Guru dan Keka(r)yaan
Guru dan Keka(r)yaan
Oleh Zaki Fahrizal
Dua pekan yang lalu, saya mengikuti acara lomba guru berprestasi dan berdedikasi tingkat nasional di Jakarta. Sebuah lomba yang diperuntukkan bagi PTK dari instansi negeri dan swasta yang memiliki prestasi di kategori masing-masing. Bertemu bapak ibu guru berprestasi dari 33 provinsi begitu beruntung. Kesempatan langka dan pengalaman berharga sekali.
Bagi saya menjadi juara ditingkat provinsi saja sudah senang, apalagi sampai bisa menjadi duta untuk mewakili provinsi Banten pada acara pemilihan guru berprestasi tingkat nasional. Sungguh tidak diduga akhirnya menjadi nyata. Menjadi peserta termuda di kategori yang diikuti menambah antusias dan semangat untuk menimba ilmu serta pengalaman kepada bapak ibu guru senior yang berpengalaman. Ya, rata-rata para peserta memang lebih tua dari saya bahkan ada yang sudah berkepala 5. Namun semangat mereka untuk berkarya tetap membara dan terbina. Meski diusia senja dan kondisi kesehatan mulai menua, gagasan akan konsep memajukan pendidikan perlu diacungi empat jempol. Di saat guru-guru seusianya tinggal menikmati kekayaan dan penantian habis massa kerja, tetapi semangat peserta guru berpestasi yang menua tetap di dada. Sebenarnya ini sosok guru inspiratif. Sosok guru yang mau bekerja dan berkarya. Sosok guru yang membangun karsa untuk mencipta. Sosok guru memberi motivasi dan berbagi pengalaman pada yang muda.
Di berbagai forum diskusi baik dalam jaringan ataupun luar jaringan, saya sering menyimak topik diskusi beberapa guru hanya mempersoalkan tunjangan dan uang semata. "Kapan si serti cair", "Sudah ada sms si cinta belum?", "Cek ATM sekarang", dan lain sebagainya. Selain itu ada juga guru yang tugasnya meneruskan pesan berantai (broadcast) via media sosial yang hanya copy paste. Sudah copy paste informasinya pun hoaks. Lha ini bagaimana? Beda halnya jika ada beberapa guru yang mengajak diskusi karya. Jika ada guru yang mengajak diskusi karya baik itu karya siswa atau karya guru, grup kemudian sepi tidak ada yang merespon. Hanya dilihat tanpa ada komentar.
Bahkan ada di grup media sosial guru yang topik diskusinya hanya soal kelompok diskusinya saja. Selain yang menyangkut topik grup maka dilarang. Lalu bagaimana jika ada guru yang ingin mengajak membuat karya kemudian mengirim ajakan ke grup? jawabannya tetap, harus sesuai dengan peruntukan dibuatnya grup. Sekarang pertanyaannya, di mana guru yang memilki karya dan memerdekakan hasil karyanya?

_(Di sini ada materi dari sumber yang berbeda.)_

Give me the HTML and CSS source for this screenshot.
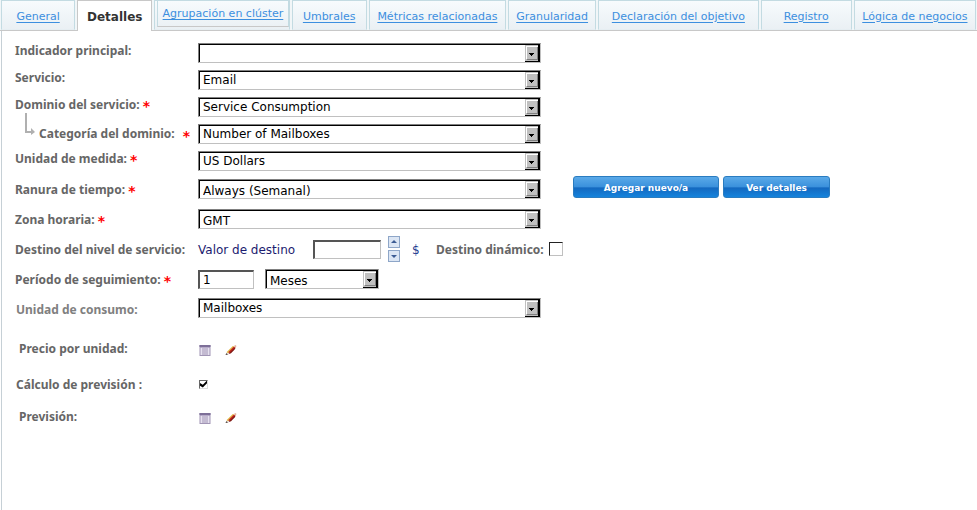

Beruntunglah pemerintah melalui beberapa kementeriannya membuat ruang-ruang guru untuk berkarya. Seperti Kementerian Pendidikan dan Kebudayaan sudah menyelenggarakan lomba guru berprestasi dan berdedikasi, lalu ada lomba guru menulis artikel opini, ada olimpiade guru nasional, dan lain-lain. Kementerian PANRB menggelar Anugerah ASN inspiratif dan bisa diikuti oleh para guru. Kementerian PANRB mencari sosok ASN panutan yang menunaikan tugasnya dengan baik. Selain Kemdikbud dan Kementerian PANRB yang menyelenggarakan lomba guru, masih banyak kementerian dan organisasi-organisasi lain yang membuat wadah bagi guru untuk berkarya.
Sejatinya, guru adalah mahluk yang harus terus belajar dan terus berkarya. Bukan hanya karya murid yang dipajang di dinding-dinding atau loker-loker almari di sudut sekolah, melainkanjuga karya guru yang mulia.
Harimau mati meninggalkan belang,
Manusia manti meninggalkan nama. Guru mati meninggalkan karya. Terus dan tetaplah berkarya. Mari para guru menua dengan meninggalkan karya. (*)
*Dimuat dalam kolom opini Kabar Banten Kamis 13 September 2018.